Govt must diffuse rising political, economic anger
THE rising political and economic anger which is beginning to manifest itself in protests such as the ‘shutdown China Town’ need urgent intervention which could be through dialogue with political leaders and activist groups.
We say so bearing in mind the implications of such anger, which could, if not well managed, degenerate into something bigger than what we are witnessing today.
Already in a space of seven days, we have seen the arrest of the Affirmative Repositioning Movement’s Dimbulukeni Nauyoma and Namibian Economic Freedom Fighters member Michael Amushelelo among others, teargassing and rubber bullet usage by the Namibian police and a recurrent shutdown China Town protest.
This amplifies what we have seen in the past weeks where black economic emancipation associations, the Black Business Leadership Network of Namibia (BBLNN) and Northern Local Business Association (NALOBA) have been formed making the anger and frustration around the Namibian economy even heard much louder.
What we have seen and what authorities have to understand is that political anger lowers citizens’ trust in the national government, causing people to view it with hostility, skepticism and outright contempt. Due to the increasingly national focus of politics, that anger is often directed at President Hage Geingob’s administration which plunges investor confidence in Namibia.
It also creates a governance problem, as previous reports have demonstrated, trust facilitates bipartisan lawmaking and support for social welfare programmes that seek to make society more equitable, among other policies.
Namibians’ trust in government has been declining for some time now and this is not being addressed as aggressively as it should be by a caring government.
The declining trust has also been exacerbated by various questionable actions by government agencies such as the destruction of N$5 million worth of counterfeits good by Namra recently and the contentious FIMA bill which was outrightly rejected by the public in recent weeks.

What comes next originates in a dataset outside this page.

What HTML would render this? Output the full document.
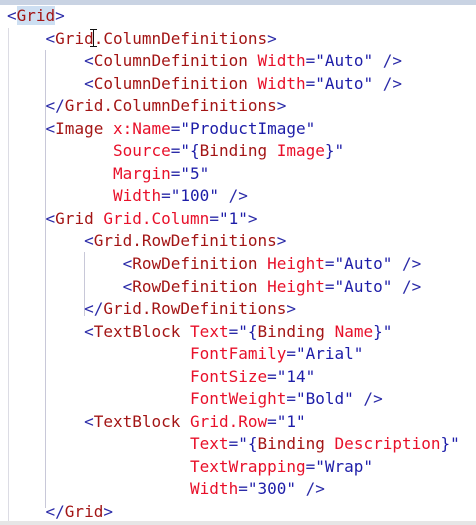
<!DOCTYPE html>
<html><head><style>
body{margin:0;width:476px;height:525px;background:#fff;overflow:hidden;position:relative;font-family:"DejaVu Sans Mono","Liberation Mono",monospace;}
.top{position:absolute;left:0;top:0;width:476px;height:5px;background:#c9d3e3}
.bot{position:absolute;left:0;bottom:0;width:476px;height:4px;background:#e6e6e6}
.vl{position:absolute;width:1px;background:#c8c8d8}
pre{position:absolute;left:7px;top:5px;margin:0;font-family:inherit;font-size:16px;line-height:22.55px;color:#2b2ba8;white-space:pre}
.n{color:#a31515}.a{color:#e8102a}.v{color:#1d1da8}
.sel{background:#cddff2}
</style></head><body>
<div class="top"></div>
<div class="vl" style="left:8px;top:28px;height:495px;background:#dcdce4"></div>
<div class="vl" style="left:45px;top:50px;height:458px"></div>
<div class="vl" style="left:84px;top:252px;height:64px"></div>
<pre>&lt;<span class="n sel">Grid</span>&gt;
    &lt;<span class="n">Grid.ColumnDefinitions</span>&gt;
        &lt;<span class="n">ColumnDefinition</span> <span class="a">Width</span>=<span class="v">"Auto"</span> /&gt;
        &lt;<span class="n">ColumnDefinition</span> <span class="a">Width</span>=<span class="v">"Auto"</span> /&gt;
    &lt;/<span class="n">Grid.ColumnDefinitions</span>&gt;
    &lt;<span class="n">Image</span> <span class="a">x:Name</span>=<span class="v">"ProductImage"</span>
           <span class="a">Source</span>=<span class="v">"{<span class="n">Binding</span> <span class="a">Image</span>}"</span>
           <span class="a">Margin</span>=<span class="v">"5"</span>
           <span class="a">Width</span>=<span class="v">"100"</span> /&gt;
    &lt;<span class="n">Grid</span> <span class="a">Grid.Column</span>=<span class="v">"1"</span>&gt;
        &lt;<span class="n">Grid.RowDefinitions</span>&gt;
            &lt;<span class="n">RowDefinition</span> <span class="a">Height</span>=<span class="v">"Auto"</span> /&gt;
            &lt;<span class="n">RowDefinition</span> <span class="a">Height</span>=<span class="v">"Auto"</span> /&gt;
        &lt;/<span class="n">Grid.RowDefinitions</span>&gt;
        &lt;<span class="n">TextBlock</span> <span class="a">Text</span>=<span class="v">"{<span class="n">Binding</span> <span class="a">Name</span>}"</span>
                   <span class="a">FontFamily</span>=<span class="v">"Arial"</span>
                   <span class="a">FontSize</span>=<span class="v">"14"</span>
                   <span class="a">FontWeight</span>=<span class="v">"Bold"</span> /&gt;
        &lt;<span class="n">TextBlock</span> <span class="a">Grid.Row</span>=<span class="v">"1"</span>
                   <span class="a">Text</span>=<span class="v">"{<span class="n">Binding</span> <span class="a">Description</span>}"</span>
                   <span class="a">TextWrapping</span>=<span class="v">"Wrap"</span>
                   <span class="a">Width</span>=<span class="v">"300"</span> /&gt;
    &lt;/<span class="n">Grid</span>&gt;</pre>
<div style="position:absolute;left:93px;top:29px;width:1px;height:18px;background:#111"></div>
<div style="position:absolute;left:90px;top:29px;width:7px;height:1px;background:#111"></div>
<div style="position:absolute;left:90px;top:46px;width:7px;height:1px;background:#111"></div>
<div class="bot"></div>
</body></html>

Angry people tend to negatively judge the source of their anger. So when politicians continually label each other with crude epithets and infuriate people by taking – or not taking – certain actions, the public responds by lowering their evaluations of government.
Eventually, and as we see more and more in this day, they question what government is even capable of.
All in all anger is corrosive.
It diminishes the quality of Namibian democracy well after the politicians who used anger as a campaign strategy have won and left office. We thus are of the same view as opposition leader, McHenry Venaani who has in the past week called for the Prime Minister to bring the minority parties together for dialogue reminding us of what such isolated incidences did to Tunisia.